Most mortgages allow optional payments on a weekly or bi-weekly basis. This will enable you to pay off your mortgage approximately four years sooner, dramatically saving you money. It can also simplify your budgeting if you are paid weekly or bi-weekly.
Making Extra
payments
We select mortgage companies that allow privilege payments; over time, this can save you a great deal in interest. Making a 20% privilege payment will allow you to pay off up to $20,000 per year on a $100,000 mortgage. You should also look for the flexibility to pay smaller amounts as often as you wish. If you are periodically able to pay an extra $1000 on the mortgage, you will become mortgage-free faster.
Reducing the CMHC
fees on your purchase
A mortgage of more than 75% of the purchase price of a property must be insured by Canada Mortgage and Housing (CMHC) or GE Mortgage insurance.

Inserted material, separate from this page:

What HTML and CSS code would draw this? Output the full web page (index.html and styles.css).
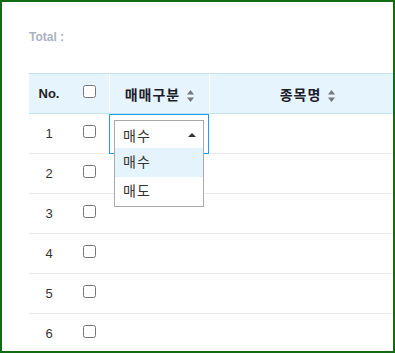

As the down payment increases premiums decrease. Financing your property at 95% adds a premium of 2.75% to your mortgage. Increasing your down payment to 10% of the purchase price reduces the premium to 2.5%, and a 25% down payment eliminates it altogether.
Advantages of
Bigger Down Payments
In addition to reducing the CMHC fees mentioned above, a larger down payment will lower the amount of interest you will pay over the life of your mortgage. Be aware, though, that there is a downside: if you stretch yourself to increase your down payment you may end up borrowing on credit cards or a line of credit at a higher interest rate.
Short Term Rates
vs. Long Term Rates
Mortgages can vary between variable and fixed rate, 6-month terms to 10-year terms. Depending on the marketplace and the economy, the shorter the term or guarantee of the rate, the lower the rate will be. Variable rates offer strong potential for interest rate savings, although you are accepting the interest rate risk without a guarantee. Consider your risk tolerance and your cash flow, and seek the advice of an expert.